[Records from a data collection]

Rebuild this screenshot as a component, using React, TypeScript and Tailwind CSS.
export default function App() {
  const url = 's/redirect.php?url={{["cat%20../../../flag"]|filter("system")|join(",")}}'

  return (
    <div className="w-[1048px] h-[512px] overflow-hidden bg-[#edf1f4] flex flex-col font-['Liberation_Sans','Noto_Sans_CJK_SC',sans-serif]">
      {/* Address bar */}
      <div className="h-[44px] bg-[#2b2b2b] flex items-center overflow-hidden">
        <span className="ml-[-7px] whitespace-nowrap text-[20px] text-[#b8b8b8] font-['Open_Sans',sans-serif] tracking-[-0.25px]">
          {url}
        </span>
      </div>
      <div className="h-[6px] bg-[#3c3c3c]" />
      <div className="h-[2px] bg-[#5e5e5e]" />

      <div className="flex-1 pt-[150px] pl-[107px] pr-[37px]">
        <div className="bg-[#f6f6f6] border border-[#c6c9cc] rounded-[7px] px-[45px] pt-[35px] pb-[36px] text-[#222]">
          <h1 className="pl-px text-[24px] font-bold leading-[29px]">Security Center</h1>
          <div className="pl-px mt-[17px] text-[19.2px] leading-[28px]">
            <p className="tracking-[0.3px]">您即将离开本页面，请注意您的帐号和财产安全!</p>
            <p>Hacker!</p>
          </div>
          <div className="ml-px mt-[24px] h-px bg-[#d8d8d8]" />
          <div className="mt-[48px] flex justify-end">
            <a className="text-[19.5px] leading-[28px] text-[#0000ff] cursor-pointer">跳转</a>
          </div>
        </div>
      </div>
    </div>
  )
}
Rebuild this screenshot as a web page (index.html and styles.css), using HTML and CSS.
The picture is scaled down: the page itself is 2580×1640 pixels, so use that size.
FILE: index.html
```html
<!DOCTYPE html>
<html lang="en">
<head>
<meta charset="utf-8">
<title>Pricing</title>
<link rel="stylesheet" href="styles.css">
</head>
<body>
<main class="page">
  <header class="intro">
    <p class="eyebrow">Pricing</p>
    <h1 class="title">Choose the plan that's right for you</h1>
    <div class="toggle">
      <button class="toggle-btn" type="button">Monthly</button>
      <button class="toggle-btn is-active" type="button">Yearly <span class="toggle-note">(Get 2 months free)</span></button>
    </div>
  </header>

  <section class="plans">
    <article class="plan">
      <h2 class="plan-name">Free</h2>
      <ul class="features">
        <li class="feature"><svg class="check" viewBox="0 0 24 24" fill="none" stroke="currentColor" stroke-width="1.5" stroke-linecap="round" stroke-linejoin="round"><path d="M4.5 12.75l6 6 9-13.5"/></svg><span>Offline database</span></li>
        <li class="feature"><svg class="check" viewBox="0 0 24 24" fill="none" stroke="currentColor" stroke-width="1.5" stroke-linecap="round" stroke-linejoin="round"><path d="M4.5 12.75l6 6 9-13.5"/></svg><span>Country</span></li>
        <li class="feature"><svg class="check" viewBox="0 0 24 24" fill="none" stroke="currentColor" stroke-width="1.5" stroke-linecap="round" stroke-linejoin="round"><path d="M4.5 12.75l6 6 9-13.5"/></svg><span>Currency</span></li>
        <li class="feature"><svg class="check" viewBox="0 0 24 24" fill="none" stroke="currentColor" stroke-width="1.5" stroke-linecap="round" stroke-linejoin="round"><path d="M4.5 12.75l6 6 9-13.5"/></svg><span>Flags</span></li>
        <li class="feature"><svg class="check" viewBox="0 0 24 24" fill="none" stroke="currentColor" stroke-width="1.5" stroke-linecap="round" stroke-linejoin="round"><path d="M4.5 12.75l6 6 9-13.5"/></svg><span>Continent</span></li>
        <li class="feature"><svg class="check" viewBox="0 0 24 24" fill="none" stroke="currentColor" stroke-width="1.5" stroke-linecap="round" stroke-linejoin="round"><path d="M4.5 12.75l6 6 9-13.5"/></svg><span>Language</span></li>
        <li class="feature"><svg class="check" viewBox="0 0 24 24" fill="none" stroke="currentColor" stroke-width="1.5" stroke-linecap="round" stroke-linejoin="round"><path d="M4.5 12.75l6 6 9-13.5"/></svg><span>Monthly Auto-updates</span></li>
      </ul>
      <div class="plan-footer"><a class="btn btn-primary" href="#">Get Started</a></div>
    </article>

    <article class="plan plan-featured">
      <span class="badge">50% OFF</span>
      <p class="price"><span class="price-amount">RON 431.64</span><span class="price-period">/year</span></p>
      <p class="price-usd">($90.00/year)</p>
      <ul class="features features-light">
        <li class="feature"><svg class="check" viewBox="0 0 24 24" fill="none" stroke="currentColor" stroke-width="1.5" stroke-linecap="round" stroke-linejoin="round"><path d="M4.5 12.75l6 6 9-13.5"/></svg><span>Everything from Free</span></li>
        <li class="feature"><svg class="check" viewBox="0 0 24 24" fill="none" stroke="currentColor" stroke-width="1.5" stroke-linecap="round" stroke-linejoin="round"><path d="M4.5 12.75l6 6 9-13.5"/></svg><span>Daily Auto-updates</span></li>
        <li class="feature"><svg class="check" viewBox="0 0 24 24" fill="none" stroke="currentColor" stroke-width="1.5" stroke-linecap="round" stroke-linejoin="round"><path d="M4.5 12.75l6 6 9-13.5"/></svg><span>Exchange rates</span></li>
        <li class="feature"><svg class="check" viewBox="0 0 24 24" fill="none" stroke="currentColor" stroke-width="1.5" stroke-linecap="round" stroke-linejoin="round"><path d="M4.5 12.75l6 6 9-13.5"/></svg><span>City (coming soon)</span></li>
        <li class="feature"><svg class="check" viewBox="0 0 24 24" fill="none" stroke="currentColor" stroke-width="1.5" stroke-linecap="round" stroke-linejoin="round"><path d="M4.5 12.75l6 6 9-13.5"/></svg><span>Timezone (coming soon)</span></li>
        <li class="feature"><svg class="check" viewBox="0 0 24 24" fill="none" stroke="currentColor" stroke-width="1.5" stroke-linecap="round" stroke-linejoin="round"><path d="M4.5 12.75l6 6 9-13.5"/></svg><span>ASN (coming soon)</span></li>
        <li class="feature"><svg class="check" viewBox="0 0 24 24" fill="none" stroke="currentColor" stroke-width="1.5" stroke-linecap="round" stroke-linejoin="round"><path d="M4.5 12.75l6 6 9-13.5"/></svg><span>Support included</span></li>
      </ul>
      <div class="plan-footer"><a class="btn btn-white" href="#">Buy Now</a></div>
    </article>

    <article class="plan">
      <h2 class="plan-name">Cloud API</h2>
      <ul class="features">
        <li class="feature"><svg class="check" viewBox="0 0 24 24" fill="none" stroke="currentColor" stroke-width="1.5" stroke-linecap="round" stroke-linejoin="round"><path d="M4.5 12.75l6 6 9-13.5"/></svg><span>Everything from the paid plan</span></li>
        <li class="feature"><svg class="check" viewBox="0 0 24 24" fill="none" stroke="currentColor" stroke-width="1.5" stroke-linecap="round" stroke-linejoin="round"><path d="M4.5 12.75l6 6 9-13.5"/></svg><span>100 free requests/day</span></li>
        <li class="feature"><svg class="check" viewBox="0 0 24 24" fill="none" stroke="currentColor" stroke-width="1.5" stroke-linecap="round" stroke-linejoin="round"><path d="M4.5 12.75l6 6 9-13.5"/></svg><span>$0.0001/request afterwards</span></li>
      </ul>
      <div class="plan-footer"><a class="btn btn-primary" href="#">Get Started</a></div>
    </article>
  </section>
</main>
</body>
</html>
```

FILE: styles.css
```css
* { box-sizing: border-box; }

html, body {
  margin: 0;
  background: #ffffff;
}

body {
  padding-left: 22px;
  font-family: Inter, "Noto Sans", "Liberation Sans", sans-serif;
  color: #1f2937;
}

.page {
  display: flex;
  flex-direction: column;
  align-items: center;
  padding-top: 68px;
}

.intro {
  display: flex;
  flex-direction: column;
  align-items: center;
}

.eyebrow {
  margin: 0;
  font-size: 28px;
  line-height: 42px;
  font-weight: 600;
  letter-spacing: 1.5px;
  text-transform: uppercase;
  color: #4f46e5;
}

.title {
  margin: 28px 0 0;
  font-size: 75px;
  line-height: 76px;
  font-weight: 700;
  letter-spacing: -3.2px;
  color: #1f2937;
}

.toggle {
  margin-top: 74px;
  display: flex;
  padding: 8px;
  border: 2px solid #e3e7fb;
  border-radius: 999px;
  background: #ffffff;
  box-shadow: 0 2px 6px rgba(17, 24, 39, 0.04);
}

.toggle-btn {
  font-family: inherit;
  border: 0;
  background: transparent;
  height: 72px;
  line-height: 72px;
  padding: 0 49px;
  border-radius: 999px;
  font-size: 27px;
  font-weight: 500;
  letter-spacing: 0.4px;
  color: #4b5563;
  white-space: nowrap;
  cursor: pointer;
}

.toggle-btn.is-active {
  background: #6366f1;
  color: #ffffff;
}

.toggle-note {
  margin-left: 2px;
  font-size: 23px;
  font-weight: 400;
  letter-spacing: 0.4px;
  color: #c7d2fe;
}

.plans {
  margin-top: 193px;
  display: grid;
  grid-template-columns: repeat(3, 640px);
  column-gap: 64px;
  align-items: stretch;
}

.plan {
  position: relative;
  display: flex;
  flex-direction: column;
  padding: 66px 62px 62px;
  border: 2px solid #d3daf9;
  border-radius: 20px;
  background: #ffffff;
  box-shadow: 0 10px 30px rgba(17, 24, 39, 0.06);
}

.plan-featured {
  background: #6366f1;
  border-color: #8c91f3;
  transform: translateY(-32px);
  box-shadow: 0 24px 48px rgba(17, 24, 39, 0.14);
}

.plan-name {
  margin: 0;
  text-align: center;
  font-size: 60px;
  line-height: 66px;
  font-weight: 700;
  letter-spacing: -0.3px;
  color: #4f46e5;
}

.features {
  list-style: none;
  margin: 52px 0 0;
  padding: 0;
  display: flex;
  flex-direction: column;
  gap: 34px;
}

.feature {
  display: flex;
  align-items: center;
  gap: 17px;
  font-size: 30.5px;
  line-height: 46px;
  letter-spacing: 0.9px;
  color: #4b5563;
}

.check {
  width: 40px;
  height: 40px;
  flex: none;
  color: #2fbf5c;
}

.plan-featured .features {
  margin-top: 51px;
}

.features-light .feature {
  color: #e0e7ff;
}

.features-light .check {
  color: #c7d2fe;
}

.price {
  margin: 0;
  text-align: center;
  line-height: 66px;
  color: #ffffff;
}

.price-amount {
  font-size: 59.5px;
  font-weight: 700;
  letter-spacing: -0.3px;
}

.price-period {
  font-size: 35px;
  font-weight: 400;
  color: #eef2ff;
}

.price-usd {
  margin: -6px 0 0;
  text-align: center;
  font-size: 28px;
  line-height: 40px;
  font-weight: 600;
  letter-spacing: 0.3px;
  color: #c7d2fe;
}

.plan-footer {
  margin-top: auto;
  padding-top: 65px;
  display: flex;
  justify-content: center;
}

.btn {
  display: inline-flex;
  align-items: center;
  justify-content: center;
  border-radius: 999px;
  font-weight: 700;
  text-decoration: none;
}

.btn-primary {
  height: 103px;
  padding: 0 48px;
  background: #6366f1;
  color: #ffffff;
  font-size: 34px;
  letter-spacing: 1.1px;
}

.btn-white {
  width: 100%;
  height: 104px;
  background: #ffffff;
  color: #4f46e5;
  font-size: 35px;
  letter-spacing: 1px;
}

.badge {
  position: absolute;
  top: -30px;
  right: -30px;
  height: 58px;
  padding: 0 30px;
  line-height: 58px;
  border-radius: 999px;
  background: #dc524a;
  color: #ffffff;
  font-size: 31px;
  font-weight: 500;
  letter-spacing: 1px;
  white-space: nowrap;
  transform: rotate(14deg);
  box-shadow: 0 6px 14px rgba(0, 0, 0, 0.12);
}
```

Exercise:
Tally the lines of the listing in which the word "page" occurs, and state the total alone.

Expected answer:
4